___ SUPPLIED MATERIAL

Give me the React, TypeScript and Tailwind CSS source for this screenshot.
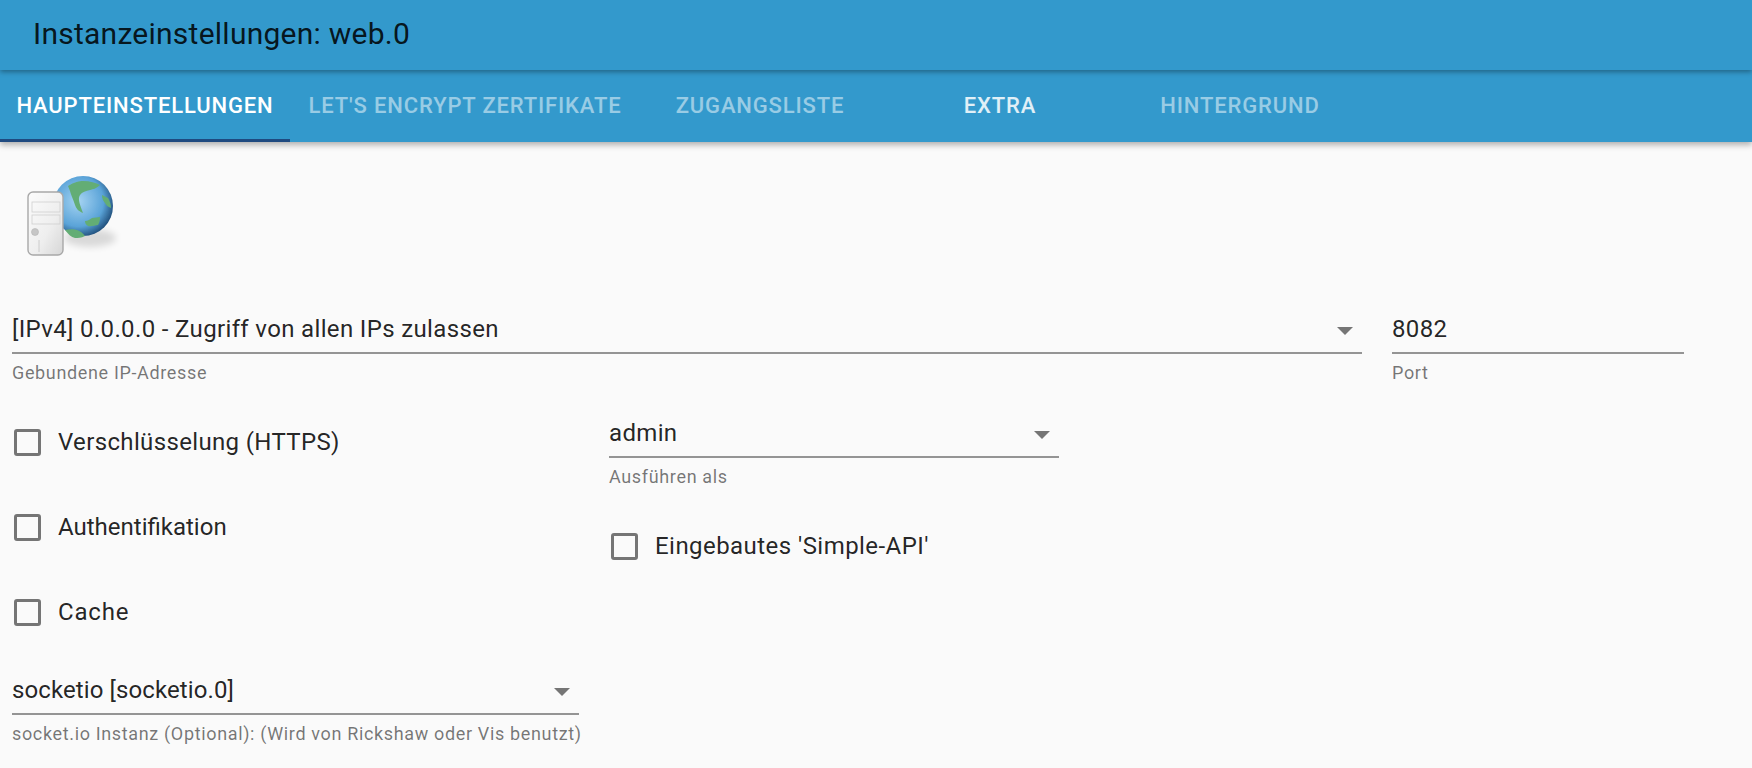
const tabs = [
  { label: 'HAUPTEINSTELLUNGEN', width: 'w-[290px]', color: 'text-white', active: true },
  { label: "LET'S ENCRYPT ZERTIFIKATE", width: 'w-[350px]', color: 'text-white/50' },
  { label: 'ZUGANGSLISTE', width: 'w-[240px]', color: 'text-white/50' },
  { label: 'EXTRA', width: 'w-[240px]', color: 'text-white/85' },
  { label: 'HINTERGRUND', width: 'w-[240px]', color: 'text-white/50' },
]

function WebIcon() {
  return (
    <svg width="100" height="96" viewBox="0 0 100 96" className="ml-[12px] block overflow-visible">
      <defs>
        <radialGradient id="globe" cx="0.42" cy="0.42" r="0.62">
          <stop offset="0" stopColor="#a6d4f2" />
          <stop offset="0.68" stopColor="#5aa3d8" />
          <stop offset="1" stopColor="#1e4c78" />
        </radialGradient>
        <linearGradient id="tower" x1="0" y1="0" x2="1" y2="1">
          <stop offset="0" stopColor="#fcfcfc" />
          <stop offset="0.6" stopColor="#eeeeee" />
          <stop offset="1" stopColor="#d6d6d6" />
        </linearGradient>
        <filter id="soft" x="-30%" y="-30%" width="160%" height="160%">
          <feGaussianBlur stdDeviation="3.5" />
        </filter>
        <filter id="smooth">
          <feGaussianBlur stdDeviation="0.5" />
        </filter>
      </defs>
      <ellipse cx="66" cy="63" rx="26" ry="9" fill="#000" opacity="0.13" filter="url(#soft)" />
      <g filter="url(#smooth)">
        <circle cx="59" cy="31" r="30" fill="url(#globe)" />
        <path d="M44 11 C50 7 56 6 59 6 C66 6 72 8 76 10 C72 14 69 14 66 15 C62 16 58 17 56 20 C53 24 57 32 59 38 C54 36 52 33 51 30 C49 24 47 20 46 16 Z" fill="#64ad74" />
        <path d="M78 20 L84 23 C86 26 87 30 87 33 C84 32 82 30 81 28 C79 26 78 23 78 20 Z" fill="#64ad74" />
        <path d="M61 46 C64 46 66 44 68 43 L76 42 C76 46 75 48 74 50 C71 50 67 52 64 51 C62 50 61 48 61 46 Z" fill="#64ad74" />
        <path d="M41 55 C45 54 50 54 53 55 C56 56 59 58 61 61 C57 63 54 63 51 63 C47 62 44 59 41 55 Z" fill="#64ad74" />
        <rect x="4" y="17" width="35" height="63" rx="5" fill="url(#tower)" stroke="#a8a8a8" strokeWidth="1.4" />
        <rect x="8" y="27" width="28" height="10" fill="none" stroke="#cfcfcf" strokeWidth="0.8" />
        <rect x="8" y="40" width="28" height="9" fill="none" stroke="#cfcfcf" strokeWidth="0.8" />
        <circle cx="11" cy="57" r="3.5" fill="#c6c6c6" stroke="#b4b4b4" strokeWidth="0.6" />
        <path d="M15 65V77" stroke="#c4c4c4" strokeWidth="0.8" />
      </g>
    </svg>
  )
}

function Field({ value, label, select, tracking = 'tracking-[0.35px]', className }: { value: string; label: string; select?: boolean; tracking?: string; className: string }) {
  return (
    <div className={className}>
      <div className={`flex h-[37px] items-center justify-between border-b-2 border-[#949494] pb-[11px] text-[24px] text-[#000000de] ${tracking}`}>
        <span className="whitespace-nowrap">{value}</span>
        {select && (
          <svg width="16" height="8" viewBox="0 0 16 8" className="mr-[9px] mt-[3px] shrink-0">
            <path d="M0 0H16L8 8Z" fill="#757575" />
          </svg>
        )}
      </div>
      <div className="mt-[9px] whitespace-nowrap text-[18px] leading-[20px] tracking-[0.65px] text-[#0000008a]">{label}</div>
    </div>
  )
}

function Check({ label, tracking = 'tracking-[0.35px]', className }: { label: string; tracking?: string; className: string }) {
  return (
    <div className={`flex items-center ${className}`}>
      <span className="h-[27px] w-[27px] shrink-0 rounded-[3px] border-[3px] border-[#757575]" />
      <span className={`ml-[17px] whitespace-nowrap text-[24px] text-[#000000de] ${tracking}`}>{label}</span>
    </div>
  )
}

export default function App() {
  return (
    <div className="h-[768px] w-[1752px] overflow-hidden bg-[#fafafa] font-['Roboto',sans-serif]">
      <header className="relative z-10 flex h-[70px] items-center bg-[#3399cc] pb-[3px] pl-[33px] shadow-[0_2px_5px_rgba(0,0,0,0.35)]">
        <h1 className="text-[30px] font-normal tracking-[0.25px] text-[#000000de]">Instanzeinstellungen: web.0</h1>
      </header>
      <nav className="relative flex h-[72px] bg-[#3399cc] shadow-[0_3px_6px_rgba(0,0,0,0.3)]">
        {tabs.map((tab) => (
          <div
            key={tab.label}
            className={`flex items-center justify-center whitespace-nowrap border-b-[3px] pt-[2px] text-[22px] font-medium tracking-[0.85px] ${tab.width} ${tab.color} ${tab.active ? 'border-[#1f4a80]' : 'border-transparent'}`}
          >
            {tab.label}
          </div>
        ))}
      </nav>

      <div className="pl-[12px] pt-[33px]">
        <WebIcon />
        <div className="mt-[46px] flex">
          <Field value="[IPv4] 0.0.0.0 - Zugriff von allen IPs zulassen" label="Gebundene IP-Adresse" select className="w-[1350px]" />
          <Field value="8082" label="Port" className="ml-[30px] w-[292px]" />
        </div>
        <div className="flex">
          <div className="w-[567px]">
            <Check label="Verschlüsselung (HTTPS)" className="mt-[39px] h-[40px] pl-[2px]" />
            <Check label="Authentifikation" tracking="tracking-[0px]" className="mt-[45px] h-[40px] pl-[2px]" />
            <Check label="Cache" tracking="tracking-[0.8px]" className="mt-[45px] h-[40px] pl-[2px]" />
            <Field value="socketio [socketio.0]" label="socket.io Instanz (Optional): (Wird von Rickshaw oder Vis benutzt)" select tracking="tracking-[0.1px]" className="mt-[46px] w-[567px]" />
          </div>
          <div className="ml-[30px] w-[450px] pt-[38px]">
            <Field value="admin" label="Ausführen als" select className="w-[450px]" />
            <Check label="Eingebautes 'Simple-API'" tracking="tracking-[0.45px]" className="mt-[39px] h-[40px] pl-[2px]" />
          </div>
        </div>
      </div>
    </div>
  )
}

______
___ SUPPLIED MATERIAL

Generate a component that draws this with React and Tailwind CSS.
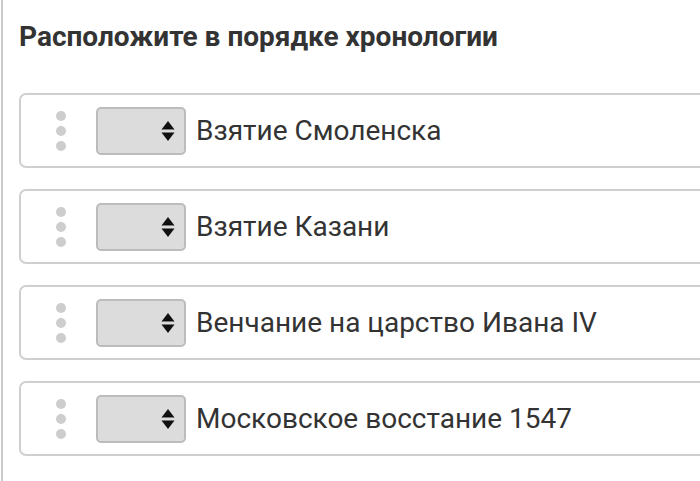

______
___ SUPPLIED MATERIAL

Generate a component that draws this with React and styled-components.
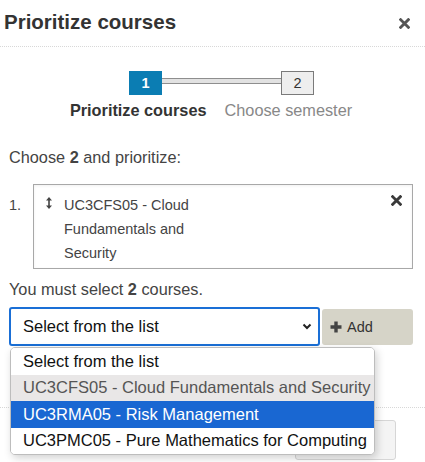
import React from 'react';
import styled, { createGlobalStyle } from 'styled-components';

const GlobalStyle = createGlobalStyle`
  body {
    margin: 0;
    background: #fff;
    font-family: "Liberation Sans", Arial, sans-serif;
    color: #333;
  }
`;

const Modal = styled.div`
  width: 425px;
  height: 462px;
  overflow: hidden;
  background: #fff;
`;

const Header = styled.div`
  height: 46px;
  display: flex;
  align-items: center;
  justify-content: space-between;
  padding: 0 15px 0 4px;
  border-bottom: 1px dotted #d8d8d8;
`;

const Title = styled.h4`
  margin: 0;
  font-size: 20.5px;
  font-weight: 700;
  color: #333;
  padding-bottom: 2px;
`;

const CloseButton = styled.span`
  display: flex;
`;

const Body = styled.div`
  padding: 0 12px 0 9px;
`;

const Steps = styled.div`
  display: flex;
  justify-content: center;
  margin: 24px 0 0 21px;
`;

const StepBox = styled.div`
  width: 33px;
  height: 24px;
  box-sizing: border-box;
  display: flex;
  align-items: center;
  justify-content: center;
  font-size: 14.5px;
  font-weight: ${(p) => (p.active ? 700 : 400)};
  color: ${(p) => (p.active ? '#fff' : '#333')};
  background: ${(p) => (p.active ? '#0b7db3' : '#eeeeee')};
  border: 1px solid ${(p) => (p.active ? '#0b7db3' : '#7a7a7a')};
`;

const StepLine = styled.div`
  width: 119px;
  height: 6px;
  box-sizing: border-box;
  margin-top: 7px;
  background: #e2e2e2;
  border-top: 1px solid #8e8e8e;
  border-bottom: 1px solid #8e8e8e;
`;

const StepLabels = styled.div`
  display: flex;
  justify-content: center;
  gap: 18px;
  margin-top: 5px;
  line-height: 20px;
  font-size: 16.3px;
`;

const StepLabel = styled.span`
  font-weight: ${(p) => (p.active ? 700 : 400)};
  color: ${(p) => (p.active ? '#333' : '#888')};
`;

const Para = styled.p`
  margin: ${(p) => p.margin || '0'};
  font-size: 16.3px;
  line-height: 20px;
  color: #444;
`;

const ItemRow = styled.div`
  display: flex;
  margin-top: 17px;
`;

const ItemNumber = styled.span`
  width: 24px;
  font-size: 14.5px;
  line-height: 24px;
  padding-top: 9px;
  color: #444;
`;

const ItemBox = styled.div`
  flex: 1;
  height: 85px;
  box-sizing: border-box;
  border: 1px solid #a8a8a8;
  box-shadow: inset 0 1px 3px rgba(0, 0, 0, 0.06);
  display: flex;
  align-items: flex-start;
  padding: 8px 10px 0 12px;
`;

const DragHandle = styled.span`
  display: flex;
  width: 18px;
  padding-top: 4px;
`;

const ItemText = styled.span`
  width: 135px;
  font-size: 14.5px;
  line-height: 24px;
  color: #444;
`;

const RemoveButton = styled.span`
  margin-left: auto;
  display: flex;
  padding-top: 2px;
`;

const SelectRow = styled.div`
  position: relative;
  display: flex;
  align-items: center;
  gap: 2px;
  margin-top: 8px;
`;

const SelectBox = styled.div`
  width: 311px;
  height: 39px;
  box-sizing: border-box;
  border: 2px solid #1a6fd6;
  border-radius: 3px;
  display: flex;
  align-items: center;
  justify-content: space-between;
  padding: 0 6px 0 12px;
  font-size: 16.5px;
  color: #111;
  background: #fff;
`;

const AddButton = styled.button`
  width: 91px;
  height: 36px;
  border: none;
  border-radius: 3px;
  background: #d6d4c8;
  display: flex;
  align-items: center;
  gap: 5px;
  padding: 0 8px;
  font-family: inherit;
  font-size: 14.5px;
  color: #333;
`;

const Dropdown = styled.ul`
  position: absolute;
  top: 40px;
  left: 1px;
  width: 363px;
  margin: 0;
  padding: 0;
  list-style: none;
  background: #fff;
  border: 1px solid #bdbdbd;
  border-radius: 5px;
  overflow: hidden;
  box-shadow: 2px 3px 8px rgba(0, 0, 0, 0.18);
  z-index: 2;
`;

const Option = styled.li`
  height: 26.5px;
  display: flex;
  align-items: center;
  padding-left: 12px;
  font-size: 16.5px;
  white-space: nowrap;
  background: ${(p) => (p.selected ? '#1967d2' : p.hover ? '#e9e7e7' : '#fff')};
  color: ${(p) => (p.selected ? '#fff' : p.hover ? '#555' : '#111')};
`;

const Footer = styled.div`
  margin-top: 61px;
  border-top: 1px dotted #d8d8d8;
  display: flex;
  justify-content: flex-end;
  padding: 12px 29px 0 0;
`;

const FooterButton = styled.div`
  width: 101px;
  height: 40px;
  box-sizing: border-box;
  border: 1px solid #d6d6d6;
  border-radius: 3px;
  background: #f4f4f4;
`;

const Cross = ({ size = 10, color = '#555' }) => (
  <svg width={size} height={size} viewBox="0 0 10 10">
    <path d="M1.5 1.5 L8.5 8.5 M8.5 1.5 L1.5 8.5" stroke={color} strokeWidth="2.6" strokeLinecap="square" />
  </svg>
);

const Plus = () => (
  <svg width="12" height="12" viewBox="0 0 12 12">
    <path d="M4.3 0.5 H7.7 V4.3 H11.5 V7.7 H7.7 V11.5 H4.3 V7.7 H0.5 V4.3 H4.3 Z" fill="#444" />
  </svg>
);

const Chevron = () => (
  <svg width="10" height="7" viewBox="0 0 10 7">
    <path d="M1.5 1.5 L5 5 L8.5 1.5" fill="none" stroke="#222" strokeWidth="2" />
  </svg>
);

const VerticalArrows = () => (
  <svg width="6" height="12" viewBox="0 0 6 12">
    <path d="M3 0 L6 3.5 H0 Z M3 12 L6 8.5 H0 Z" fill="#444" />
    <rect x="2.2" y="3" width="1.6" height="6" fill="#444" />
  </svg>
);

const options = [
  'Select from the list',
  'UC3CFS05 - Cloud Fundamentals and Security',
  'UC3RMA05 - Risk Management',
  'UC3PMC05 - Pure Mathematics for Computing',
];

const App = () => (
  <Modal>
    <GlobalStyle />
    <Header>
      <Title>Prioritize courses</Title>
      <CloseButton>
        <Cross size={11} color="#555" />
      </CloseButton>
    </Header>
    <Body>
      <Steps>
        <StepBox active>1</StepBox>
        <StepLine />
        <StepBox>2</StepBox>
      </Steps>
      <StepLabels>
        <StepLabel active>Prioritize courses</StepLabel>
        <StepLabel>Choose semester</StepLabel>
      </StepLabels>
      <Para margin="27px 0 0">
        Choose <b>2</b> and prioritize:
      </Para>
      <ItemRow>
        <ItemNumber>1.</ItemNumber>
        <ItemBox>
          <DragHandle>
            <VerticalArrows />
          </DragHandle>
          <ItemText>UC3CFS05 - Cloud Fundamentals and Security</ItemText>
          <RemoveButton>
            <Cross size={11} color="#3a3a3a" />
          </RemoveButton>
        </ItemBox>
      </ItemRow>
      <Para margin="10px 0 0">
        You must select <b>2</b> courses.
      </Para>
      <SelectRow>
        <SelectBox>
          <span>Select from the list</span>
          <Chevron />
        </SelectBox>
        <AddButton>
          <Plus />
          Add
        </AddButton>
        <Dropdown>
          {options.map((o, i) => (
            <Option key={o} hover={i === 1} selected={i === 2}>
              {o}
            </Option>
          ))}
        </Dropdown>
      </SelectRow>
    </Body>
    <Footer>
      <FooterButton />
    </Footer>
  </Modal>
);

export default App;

______

§ YOUR INSTRUCTIONS: Find every line above that contains the word "this", and return each one.

§ SOLVED EXERCISE:
Give me the React, TypeScript and Tailwind CSS source for this screenshot.
Generate a component that draws this with React and Tailwind CSS.
Generate a component that draws this with React and styled-components.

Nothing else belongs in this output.